Records from a data collection:

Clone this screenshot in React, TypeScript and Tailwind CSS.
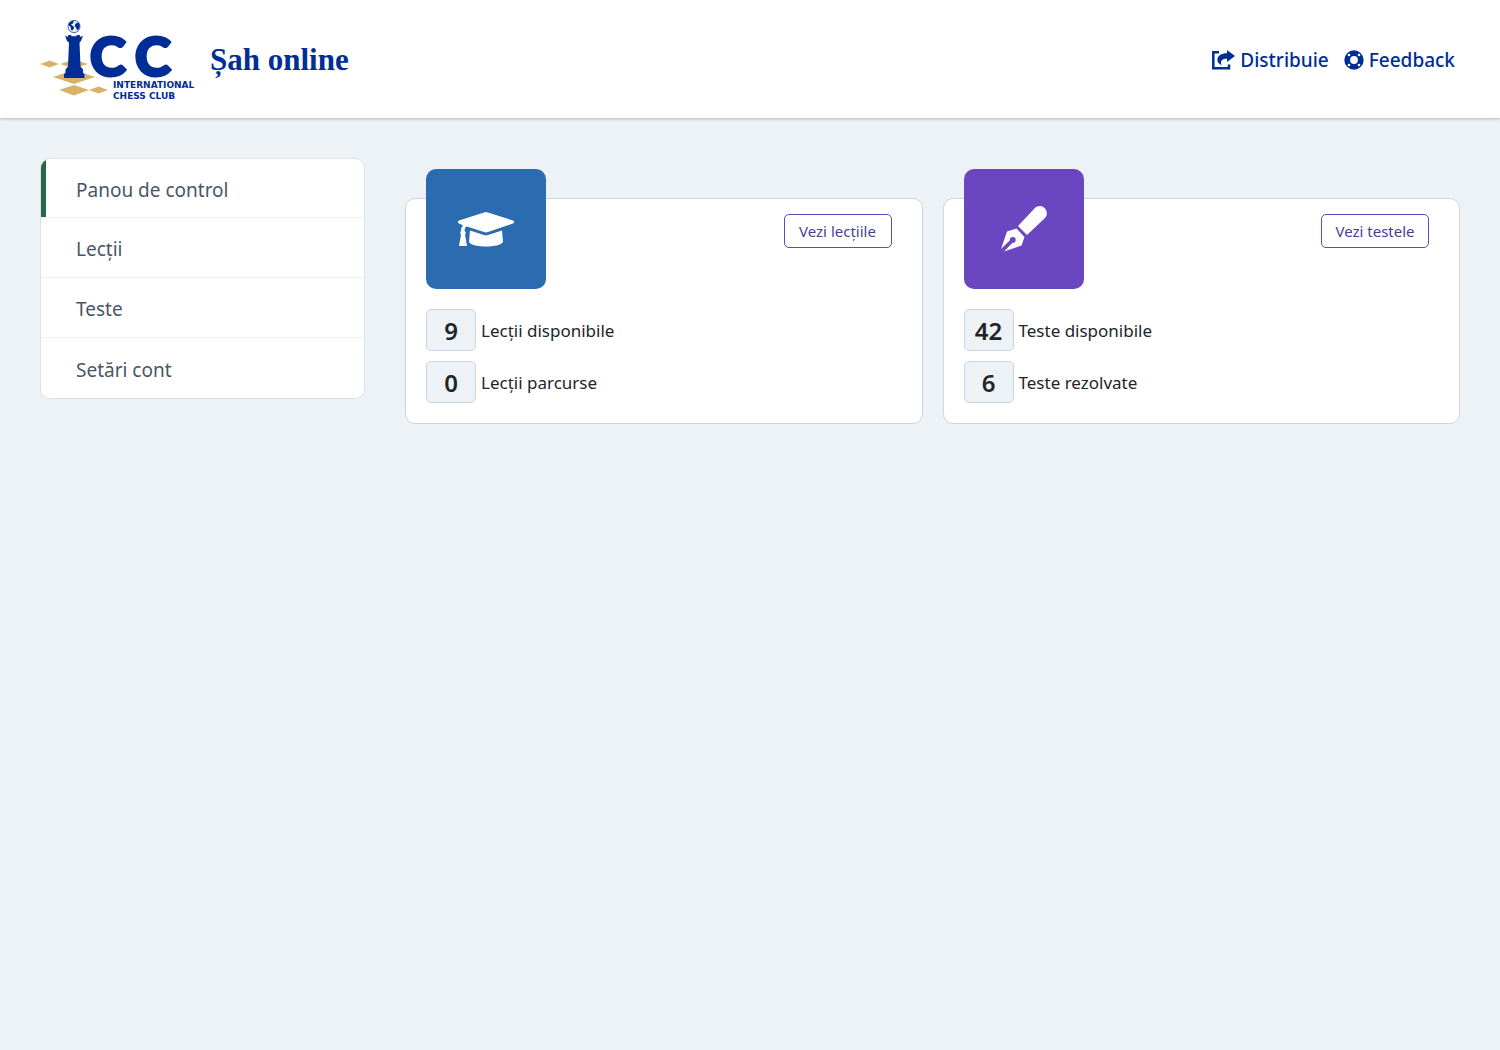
import React from "react";

const navItems = ["Panou de control", "Lecții", "Teste", "Setări cont"];

function Logo() {
  return (
    <svg width="160" height="80" viewBox="0 0 160 80" role="img" aria-label="ICC International Chess Club" className="shrink-0 overflow-visible">
      <g fill="#d7b36a">
        <path d="M0 44 9.500 40.500 19 44 9.500 47.500z" />
        <path d="M20 44 34 39.500 48 44 34 48.500z" />
        <path d="M13 57 34 50 55 57 34 64z" />
        <path d="M19 70 34 65 49 70 34 75.500z" />
        <path d="M49 70 58.500 66.500 68 70 58.500 73.500z" />
      </g>
      <g fill="#002d96">
        <path d="M25 15.500l2.500 1.500 1-2h2.500l.7 1.200h4.600l.7-1.200h2.500l1 2 2.500-1.500-2 5.500-1.500 1.500 1 24 2.500 3v3l1.500 2v3.500H24V54.500l1.500-2v-3l2.500-3 1-24-2-1.500z" />
        <circle cx="34" cy="6.500" r="6" fill="#fff" stroke="#002d96" strokeWidth=".8" />
        <path d="M29 3l3-2 2 .5-1 2-2 1 2 1.500 1.500 1.500-2 3-1.500-.5-.5-3-2-2zM35.500 3.500l3-1 1.500 3-1 3-2 2-1-3-1.500-1.500z" />
        <g fontFamily="Lato, sans-serif" fontSize="54" fontWeight="900" stroke="#002d96" strokeWidth="3">
          <text x="50" y="56">C</text>
          <text x="95" y="56">C</text>
        </g>
        <text fontSize="9" fontFamily="'DejaVu Sans', sans-serif" fontWeight="700">
          <tspan x="73" y="68">INTERNATIONAL</tspan>
          <tspan x="73" y="79">CHESS CLUB</tspan>
        </text>
      </g>
    </svg>
  );
}

function ShareIcon() {
  return (
    <svg width="23" height="20" viewBox="0 0 23 20" aria-hidden="true">
      <path d="M7 2.200H1.300v16H17V14.500" fill="none" stroke="currentColor" strokeWidth="2.500" />
      <path d="M15 0l8 6-8 6V8.800c-5-.3-7 2-5.500 6.200C3 12.500 4 3 15 3.200z" fill="currentColor" />
    </svg>
  );
}

function RingIcon() {
  return (
    <svg width="20" height="20" viewBox="0 0 20 20" aria-hidden="true">
      <circle cx="10" cy="10" r="6.800" fill="none" stroke="currentColor" strokeWidth="5.800" />
      <g fill="#fff">
        <circle cx="5" cy="5" r="1.300" />
        <circle cx="15" cy="5" r="1.300" />
        <circle cx="5" cy="15" r="1.300" />
        <circle cx="15" cy="15" r="1.300" />
      </g>
    </svg>
  );
}

function CapIcon() {
  return (
    <svg width="58" height="36" viewBox="0 0 58 36" fill="#fff" aria-hidden="true">
      <path d="M27 1.500q2-.8 4 0l25 8q2.500 1.500 0 3l-25 8.500q-2 .8-4 0L10 15.500c-2 .5-2.500 2.500-2.300 4.500q2 2 .3 3.500L10 35H2l2-11.500q-1.500-1.800 0-3.500 0-4 2-5.800l-4-1.700q-2.500-1.500 0-3z" />
      <path d="M13 19.500l14 4.500q2 .8 4 0l14-4.500 1 11.500c-3 6-31 6-34 0z" />
    </svg>
  );
}

function PenIcon() {
  return (
    <svg width="46" height="46" viewBox="0 0 46 46" fill="#fff" aria-hidden="true">
      <path d="M17 20 33 3c7-8 17 2 11 9L26 29z" />
      <path d="M15.500 22.500l8 8.500-3 8.500L3 45.500l8.500-8.700a2.900 2.900 0 1 0-2.600-2.600L0 43l6-17.500z" />
    </svg>
  );
}

type CardProps = {
  color: string;
  icon: React.ReactNode;
  action: string;
  stats: [number, string][];
};

function Card({ color, icon, action, stats }: CardProps) {
  return (
    <section className="min-w-0 flex-1 rounded-[10px] border border-[#cbd5e0] bg-white px-5 pb-5">
      <div className="flex items-start justify-between">
        <div className={`-mt-[30px] flex size-[120px] items-center justify-center rounded-[10px] ${color}`}>{icon}</div>
        <button type="button" className="mt-[15px] mr-[10px] h-[34px] w-[108px] rounded-[5px] border border-[#4c51bf] text-[15px] leading-5 text-[#434190]">
          {action}
        </button>
      </div>
      <ul className="mt-5 flex flex-col gap-[10px]">
        {stats.map(([value, label]) => (
          <li key={label} className="flex items-center gap-[5px]">
            <span className="flex h-[42px] w-[50px] items-center justify-center rounded-[5px] border border-[#cbd5e0] bg-[#edf2f7] pt-0.5 text-2xl font-semibold">
              {value}
            </span>
            <span className="pt-0.5 text-[17px] leading-6">{label}</span>
          </li>
        ))}
      </ul>
    </section>
  );
}

export default function App() {
  return (
    <div className="min-h-screen bg-[#edf2f7] font-['Noto_Sans',sans-serif] text-[#212529]">
      <header className="flex items-center justify-between bg-white px-10 pt-5 pb-[18px] text-[#002d96] shadow-[0_1px_3px_rgba(0,0,0,0.25)]">
        <a href="#" className="flex items-center gap-[10px]">
          <Logo />
          <span className="font-['Liberation_Serif',serif] text-[31px] leading-9 font-bold">Șah online</span>
        </a>
        <nav className="flex gap-[15px] pr-[5px] text-[19px] leading-7 font-medium">
          <a href="#" className="flex items-center gap-[5px]"><ShareIcon />Distribuie</a>
          <a href="#" className="flex items-center gap-[5px]"><RingIcon />Feedback</a>
        </nav>
      </header>
      <div className="flex items-start gap-10 p-10">
        <nav className="w-[325px] shrink-0 overflow-hidden rounded-[10px] border border-[#dee2e6] bg-white">
          {navItems.map((item, i) => (
            <a key={item} href="#" className={`flex items-center border-b border-b-[#edf2f7] pt-1 pl-[35px] text-[19px] text-[#4a5568] last:border-b-0 ${i === 0 ? "relative h-[59px] before:absolute before:inset-y-0 before:left-0 before:w-[5px] before:bg-[#276749]" : "h-[60px]"}`}>
              {item}
            </a>
          ))}
        </nav>
        <main className="flex min-w-0 flex-1 gap-5 pt-10">
          <Card color="bg-[#2b6cb0]" icon={<CapIcon />} action="Vezi lecțiile" stats={[[9, "Lecții disponibile"], [0, "Lecții parcurse"]]} />
          <Card color="bg-[#6b46c1]" icon={<PenIcon />} action="Vezi testele" stats={[[42, "Teste disponibile"], [6, "Teste rezolvate"]]} />
        </main>
      </div>
    </div>
  );
}
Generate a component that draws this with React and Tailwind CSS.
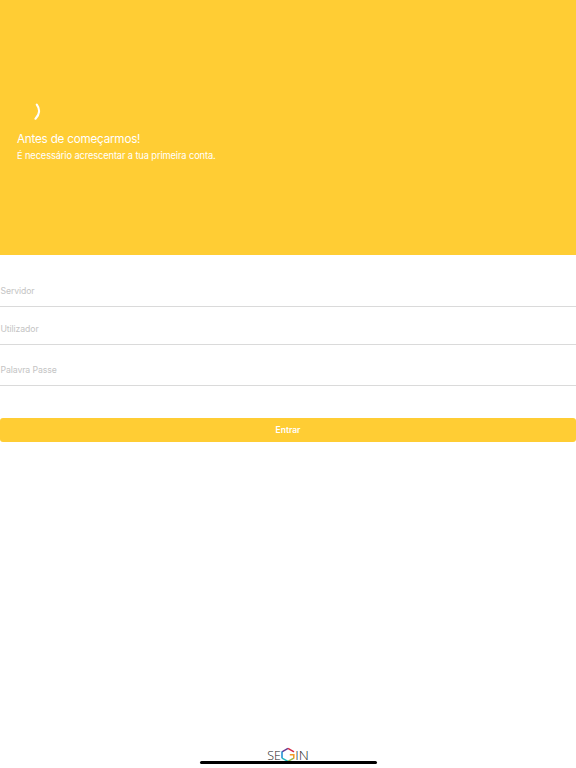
const font = "font-['Inter','Liberation_Sans',sans-serif]";

function Field({ label, className }) {
  return (
    <div className={`flex items-end border-b border-[#dadada] pl-[0.5px] ${className}`}>
      <span className="text-[8.7px] leading-[12px] tracking-[-0.1px] text-[#c4c4c4]">{label}</span>
    </div>
  );
}

function Logo() {
  return (
    <svg className="block overflow-visible" width="42" height="17" viewBox="0 0 42 17" fill="none" role="img">
      <text x="0.2" y="12.6" textLength="13.6" lengthAdjust="spacingAndGlyphs" fill="#222" fontFamily="Open Sans, sans-serif" fontWeight="300" fontSize="13.5">SE</text>
      <text x="28.2" y="12.6" textLength="13.6" lengthAdjust="spacingAndGlyphs" fill="#222" fontFamily="Open Sans, sans-serif" fontWeight="300" fontSize="13.5">IN</text>
      <g strokeWidth="1.5">
        <path d="M15 4.8 21 1.3" stroke="#653a92" />
        <path d="M21 1.3 27 4.8" stroke="#d52b45" />
        <path d="M15 4.5v6.8" stroke="#168bd2" />
        <path d="M15 11.2l6 3.2" stroke="#20b8be" />
        <path d="M21 14.4l5.8-3.2" stroke="#91b94b" />
        <path d="M26.8 11.4V7.8h-4" stroke="#f39a22" />
      </g>
    </svg>
  );
}

export default function App() {
  return (
    <main className={`flex h-[768px] w-full flex-col overflow-hidden bg-white ${font}`}>
      <header className="h-[255px] shrink-0 bg-[#ffcd34] pl-[17px] pt-[103px] text-white">
        <svg className="ml-[17px] block" width="8" height="18" viewBox="0 0 8 18" fill="none">
          <path d="M2.8 1.6C6.2 6.2 5.6 11.6 1.5 15.7" stroke="white" strokeWidth="2.2" strokeLinecap="round" />
        </svg>
        <h1 className="mt-[10px] text-[11.7px] leading-[16px] tracking-[-0.22px]">Antes de começarmos!</h1>
        <p className="mt-[2px] text-[9.3px] leading-[13px] tracking-[-0.12px]">É necessário acrescentar a tua primeira conta.</p>
      </header>
      <form className="flex flex-col">
        <Field label="Servidor" className="h-[52px] pb-[9px]" />
        <Field label="Utilizador" className="h-[38px] pb-[9px]" />
        <Field label="Palavra Passe" className="h-[41px] pb-[9px]" />
        <button type="button" className="mt-[31.5px] h-[24.5px] rounded-[3px] bg-[#ffcd34] text-[8.5px] leading-[12px] font-semibold text-white">Entrar</button>
      </form>
      <footer className="mt-auto flex flex-col items-center pb-[4.5px]">
        <Logo />
        <div className="-mt-[3px] h-[3px] w-[177px] rounded-full bg-black" />
      </footer>
    </main>
  );
}
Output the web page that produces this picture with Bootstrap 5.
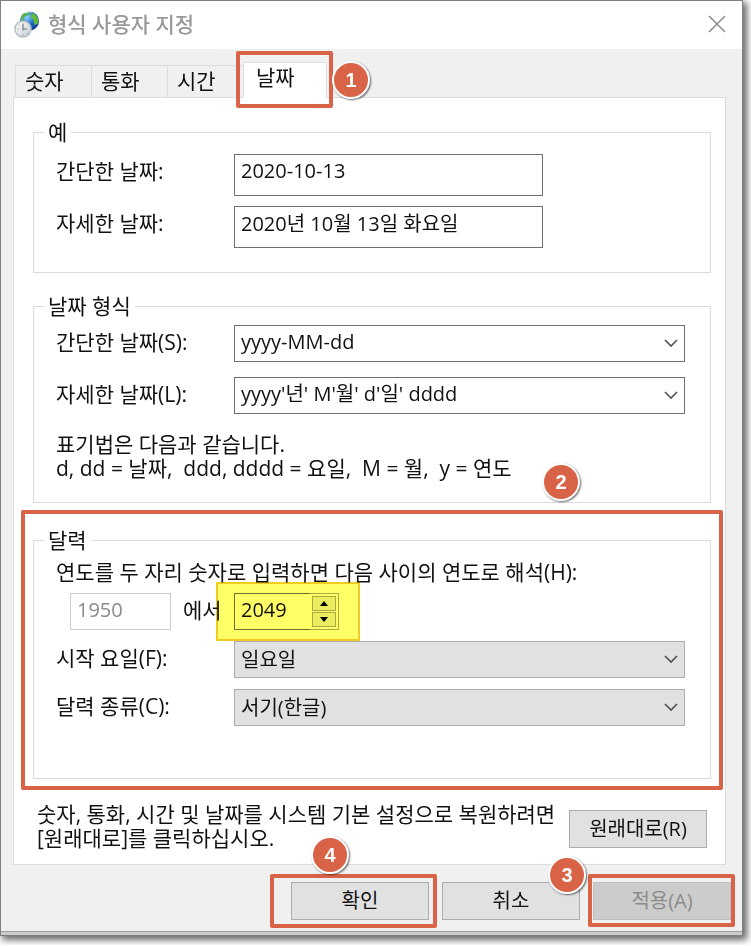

WHAT TO WORK ON:
From the listing, copy each line containing the word "with".

FULL ANSWER:
Generate a component that draws this with React and Tailwind CSS.
Output the web page that produces this picture with Bootstrap 5.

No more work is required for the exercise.